[Start SOURCE DATA]
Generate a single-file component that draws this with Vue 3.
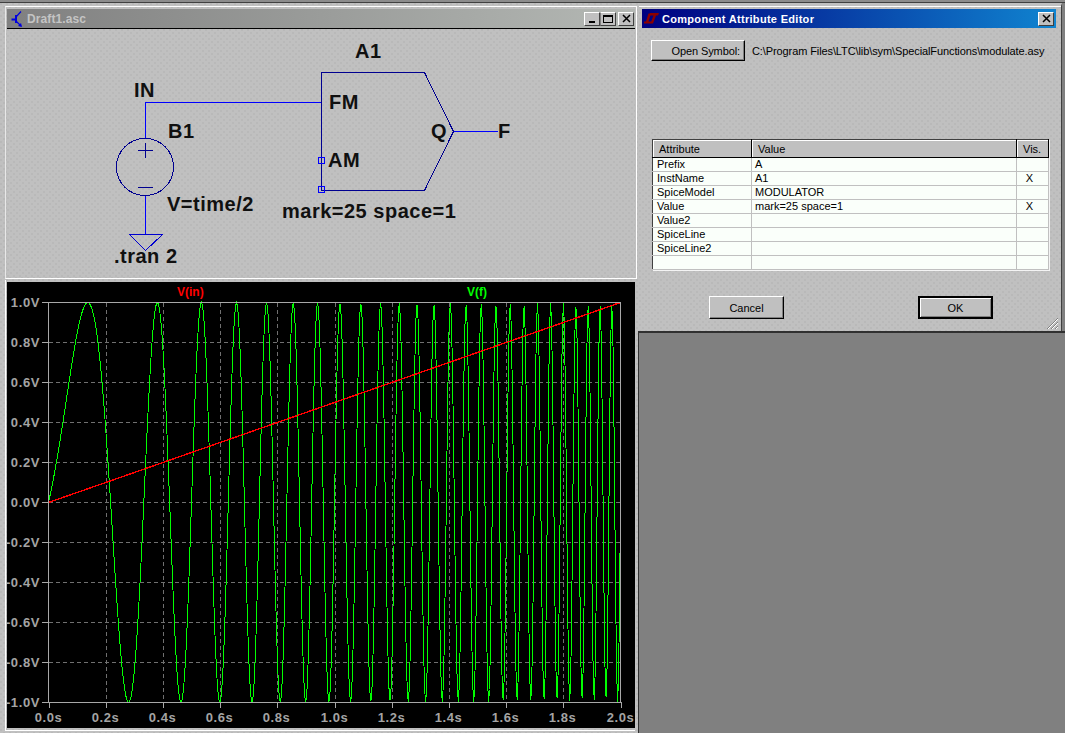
<script setup>
  // plot area of the waveform pane, in page pixels
  const left = 48.5;
  const right = 620.5;
  const zero = 501.5;
  const volts = 200;
  const perSec = (right - left) / 2;

  const xTicks = [];
  for (let i = 0; i <= 10; i++) {
    xTicks.push({ x: Math.round(left + i * 57.2) + 0.5, label: (i * 0.2).toFixed(1) + "s" });
  }

  const yTicks = [];
  for (let i = 5; i >= -5; i--) {
    yTicks.push({ y: zero - i * 40, label: (i * 0.2).toFixed(1) + "V" });
  }

  // MODULATOR output with mark=25 space=1, FM = time/2
  const points = [];
  for (let x = 0; x <= right - left; x++) {
    const t = x / perSec;
    const y = zero - volts * Math.sin(2 * Math.PI * (t + 6 * t * t));
    points.push((left + x) + "," + y.toFixed(1));
  }
  const trace = points.join(" ");

  const rows = [
    { name: "Prefix", value: "A", vis: "" },
    { name: "InstName", value: "A1", vis: "X" },
    { name: "SpiceModel", value: "MODULATOR", vis: "" },
    { name: "Value", value: "mark=25 space=1", vis: "X" },
    { name: "Value2", value: "", vis: "" },
    { name: "SpiceLine", value: "", vis: "" },
    { name: "SpiceLine2", value: "", vis: "" },
    { name: "", value: "", vis: "" },
  ];
</script>

<template>
  <main class="desk">
    <div class="strip"></div>
    <div class="panes">
      <section class="left dither">
        <div class="schematic">
          <header class="mdi-title">
            <svg class="app-icon" width="12" height="16" viewBox="0 0 12 16">
              <path d="M0.5 8.5H5M5 4V12" stroke="#0000e0" stroke-width="2" fill="none" />
              <path d="M5 6L10 0.5M5 10L10 15" stroke="#0000e0" stroke-width="1.2" fill="none" />
              <path d="M11 16L7 15L10 12Z" fill="#0000e0" />
            </svg>
            <span class="mdi-name">Draft1.asc</span>
            <span class="win-btn gap"><i class="min"></i></span>
            <span class="win-btn flat"><i class="max"></i></span>
            <span class="win-btn close"><svg width="9" height="9" viewBox="0 0 9 9"><path d="M1 1L8 8M8 1L1 8" stroke="#000" stroke-width="1.5" /></svg></span>
          </header>
          <svg class="canvas dither" width="628" height="248" viewBox="7 29 628 248">
            <g class="wire">
              <path d="M145.5 138V102.5H321.5" />
              <path d="M145.5 196V234" />
              <path d="M453.5 131.5H498" />
            </g>
            <g class="sym">
              <circle cx="145" cy="167" r="28.5" />
              <path d="M138 150.5H153M145.5 143V158M138 187.5H153" />
              <path d="M129.5 234.5H162.5L145.5 250.5Z" class="gnd" />
              <path d="M321.5 72.5H424.5L453.5 131.5L424.5 190.5H321.5Z" />
            </g>
            <g class="pin">
              <rect x="318.5" y="157.5" width="6" height="6" />
              <rect x="318.5" y="186.5" width="6" height="6" />
            </g>
            <g class="label">
              <text x="134" y="97">IN</text>
              <text x="168" y="138">B1</text>
              <text x="167" y="211">V=time/2</text>
              <text x="114" y="263">.tran 2</text>
              <text x="355" y="58">A1</text>
              <text x="329" y="109">FM</text>
              <text x="328" y="167">AM</text>
              <text x="431" y="138">Q</text>
              <text x="498" y="138">F</text>
              <text x="282" y="218">mark=25 space=1</text>
            </g>
          </svg>
        </div>

        <div class="wave-frame">
          <svg class="wave" width="628" height="446" viewBox="7 281 628 446">
            <g class="grid">
              <line v-for="t in xTicks.slice(1, 10)" :key="t.label" :x1="t.x" :x2="t.x" y1="302" y2="701" />
              <line v-for="t in yTicks.slice(1, 10)" :key="t.label" x1="49" x2="620" :y1="t.y" :y2="t.y" />
            </g>
            <polyline class="trace-f" :points="trace" />
            <line class="trace-in" :x1="left" :y1="zero" :x2="right" :y2="zero - volts" />
            <g class="axis">
              <rect :x="left" :y="zero - volts" :width="right - left" :height="volts * 2" />
              <line v-for="t in xTicks" :key="t.label" :x1="t.x" :x2="t.x" y1="701" y2="707" />
              <line v-for="t in yTicks" :key="t.label" x1="42" x2="48" :y1="t.y" :y2="t.y" />
            </g>
            <g class="ticks">
              <text v-for="t in yTicks" :key="t.label" x="40" :y="t.y + 4" text-anchor="end">{{ t.label }}</text>
              <text v-for="t in xTicks" :key="t.label" :x="t.x - 1" y="721" text-anchor="middle">{{ t.label }}</text>
            </g>
            <text class="name" x="177" y="295" fill="#ff0000">V(in)</text>
            <text class="name" x="467" y="295" fill="#00ff00">V(f)</text>
          </svg>
        </div>
      </section>

      <section class="right">
        <div class="dialog dither">
          <header class="dlg-title">
            <svg class="lt-logo" width="15" height="11" viewBox="0 0 15 11">
              <path d="M4.5 0.5L2 8.5H0L0 10.5H7L8 8.5H4.5L7 0.5Z" fill="#8c0000" />
              <path d="M6 0H15L14 2.5H12L9 10.5H6.5L9.5 2.5H5.5Z" fill="#8c0000" />
            </svg>
            <span class="dlg-name">Component Attribute Editor</span>
            <span class="win-btn dlg-close"><svg width="9" height="9" viewBox="0 0 9 9"><path d="M1 1L8 8M8 1L1 8" stroke="#000" stroke-width="1.5" /></svg></span>
          </header>

          <div class="symbol-row">
            <button class="btn open">Open Symbol:</button>
            <span class="path">C:\Program Files\LTC\lib\sym\SpecialFunctions\modulate.asy</span>
          </div>

          <table class="attrs">
            <thead>
              <tr><th>Attribute</th><th>Value</th><th>Vis.</th></tr>
            </thead>
            <tbody>
              <tr v-for="(r, i) in rows" :key="i">
                <td>{{ r.name }}</td>
                <td class="val">{{ r.value }}</td>
                <td class="vis">{{ r.vis }}</td>
              </tr>
            </tbody>
          </table>

          <div class="actions">
            <button class="btn">Cancel</button>
            <button class="btn ok">OK</button>
          </div>

          <svg class="grip" width="14" height="14" viewBox="0 0 14 14">
            <path d="M13 2L2 13M13 6L6 13M13 10L10 13" stroke="#808080" fill="none" />
            <path d="M13 3L3 13M13 7L7 13M13 11L11 13" stroke="#fff" fill="none" />
          </svg>
        </div>
        <div class="empty"></div>
      </section>
    </div>
  </main>
</template>

<style>
html, body {
  margin: 0;
  background: #808080;
  overflow: hidden;
}
</style>

<style scoped>
.desk {
  width: 1065px;
  height: 733px;
  display: flex;
  flex-direction: column;
  background: #808080;
  font-family: "Liberation Sans", Arial, sans-serif;
  overflow: hidden;
}

.strip {
  height: 2px;
  background: #8c8c8c;
  border-bottom: 1px solid #404040;
  flex: none;
}

.panes {
  flex: 1;
  display: flex;
  min-height: 0;
}

.dither {
  background-color: #c0c0c0;
  background-image:
    radial-gradient(circle at 1px 1px, #b9b9b9 0.8px, transparent 1px),
    radial-gradient(circle at 4px 4px, #b9b9b9 0.8px, transparent 1px);
  background-size: 6px 6px;
}

.left {
  width: 639px;
  flex: none;
  padding-top: 3px;
  box-sizing: border-box;
}

.schematic {
  margin-left: 5px;
  width: 632px;
  box-sizing: border-box;
  border-top: 1px solid #fff;
  border-left: 1px solid #e8e8e8;
  border-right: 1px solid #fff;
  border-bottom: 1px solid #fff;
  padding: 2px 0 1px 1px;
}

.mdi-title {
  height: 19px;
  margin-right: 1px;
  display: flex;
  align-items: center;
  background: linear-gradient(90deg, #808080, #b4b8b4);
}

.app-icon {
  margin-left: 4px;
  flex: none;
}

.mdi-name {
  margin-left: 4px;
  color: #c4c4c4;
  font-size: 12px;
  font-weight: bold;
  letter-spacing: 0.1px;
  flex: 1;
}

.canvas {
  display: block;
  border-top: 1px solid #000;
}

.win-btn {
  width: 16px;
  height: 14px;
  box-sizing: border-box;
  background: #c0c0c0;
  border: 1px solid;
  border-color: #fff #404040 #404040 #fff;
  display: flex;
  align-items: center;
  justify-content: center;
  position: relative;
  flex: none;
}

.win-btn.flat {
  border-left-color: #808080;
}

.win-btn.close {
  margin-left: 2px;
  margin-right: 1px;
}

.min {
  width: 6px;
  height: 2px;
  background: #000;
  margin-top: 7px;
}

.max {
  width: 10px;
  height: 8px;
  border: 1px solid #000;
  border-top-width: 2px;
  box-sizing: border-box;
}

.wire path {
  fill: none;
  stroke: #0000ff;
  shape-rendering: crispEdges;
}

.sym path,
.sym circle {
  fill: none;
  stroke: #000090;
  shape-rendering: crispEdges;
}

.sym .gnd {
  stroke: #0000d0;
}

.pin rect {
  fill: none;
  stroke: #0000ff;
  shape-rendering: crispEdges;
}

.label text {
  font-size: 20px;
  font-weight: bold;
  letter-spacing: 0.5px;
  fill: #101010;
}

.wave-frame {
  margin-left: 5px;
  width: 630px;
  margin-top: 1px;
  padding: 2px 0 2px 1px;
  box-sizing: border-box;
  border-left: 1px solid #fff;
  border-bottom: 1px solid #fff;
}

.wave {
  display: block;
  background: #000;
}

.grid line {
  stroke: #707070;
  stroke-dasharray: 4 3;
  shape-rendering: crispEdges;
}

.axis rect,
.axis line {
  fill: none;
  stroke: #a8a8a8;
  shape-rendering: crispEdges;
}

.trace-f {
  fill: none;
  stroke: #00ff00;
  shape-rendering: crispEdges;
}

.trace-in {
  stroke: #ff0000;
  stroke-width: 1.4;
  shape-rendering: crispEdges;
}

.ticks text {
  font-size: 13px;
  font-weight: bold;
  letter-spacing: 0.6px;
  fill: #a4a4a4;
}

.name {
  font-size: 12px;
  font-weight: bold;
}

.right {
  flex: 1;
  display: flex;
  flex-direction: column;
  min-width: 0;
}

.dialog {
  width: 423px;
  height: 328px;
  flex: none;
  margin-top: 0;
  padding: 3px 3px 0 3px;
  box-sizing: border-box;
  border-top: 3px solid #c0c0c0;
  border-right: 1px solid #404040;
  position: relative;
  box-shadow: inset 0 1px 0 #fff;
}

.dlg-title {
  height: 19px;
  margin-right: 2px;
  display: flex;
  align-items: center;
  background: linear-gradient(90deg, #000080, #1084d0);
}

.lt-logo {
  margin-left: 2px;
  flex: none;
}

.dlg-name {
  margin-left: 3px;
  color: #fff;
  font-size: 11px;
  font-weight: bold;
  letter-spacing: 0.3px;
  flex: 1;
}

.dlg-close {
  margin-right: 2px;
}

.symbol-row {
  display: flex;
  align-items: center;
  padding: 12px 0 0 9px;
}

.btn {
  background: #c0c0c0;
  border: 1px solid;
  border-color: #fff #000 #000 #fff;
  box-shadow: inset -1px -1px 0 #808080;
  font-family: inherit;
  font-size: 11px;
  color: #000;
  padding: 0;
}

.open {
  width: 94px;
  height: 21px;
  text-align: right;
  padding-right: 4px;
  letter-spacing: -0.1px;
}

.path {
  margin-left: 7px;
  font-size: 11px;
  color: #000;
  letter-spacing: -0.1px;
  white-space: nowrap;
}

.attrs {
  margin: 78px 0 0 10px;
  width: 397px;
  table-layout: fixed;
  border-collapse: collapse;
  font-size: 11px;
  color: #000;
  background: #fafffa;
  border-top: 1px solid #404040;
  border-left: 1px solid #404040;
  box-shadow: 1px 1px 0 #f4f4f4;
}

.attrs th {
  height: 18px;
  padding: 0 0 0 6px;
  box-sizing: border-box;
  background: #c0c0c0;
  font-weight: normal;
  text-align: left;
  border-right: 1px solid #000;
  border-bottom: 1px solid #000;
  box-shadow: inset 1px 1px 0 #fff;
}

.attrs th:nth-child(1) {
  width: 99px;
}

.attrs th:nth-child(3) {
  width: 32px;
}

.attrs td {
  height: 14px;
  padding: 0 0 0 4px;
  box-sizing: border-box;
  line-height: 13px;
  border-right: 1px solid #c0c0c0;
  border-bottom: 1px solid #c0c0c0;
  overflow: hidden;
  white-space: nowrap;
}

.attrs td.val {
  padding-left: 3px;
}

.attrs td.vis {
  text-align: center;
  padding: 0 6px 0 0;
}

.actions {
  display: flex;
  justify-content: space-between;
  padding: 26px 65px 0 67px;
}

.actions .btn {
  width: 75px;
  height: 23px;
}

.actions .ok {
  border: 2px solid #000;
  box-shadow: inset 1px 1px 0 #fff, inset -1px -1px 0 #808080;
}

.grip {
  position: absolute;
  right: 2px;
  bottom: 1px;
}

.empty {
  flex: 1;
  background-color: #808080;
  border-top: 2px solid #303030;
  border-left: 1px solid #303030;
  margin-left: -1px;
}
</style>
[End SOURCE DATA]
INSTRUCTIONS TO FOLLOW
Look through the data above. Each line containing the word "with" needs to be copied.

TASK SOLUTION
Generate a single-file component that draws this with Vue 3.
  // MODULATOR output with mark=25 space=1, FM = time/2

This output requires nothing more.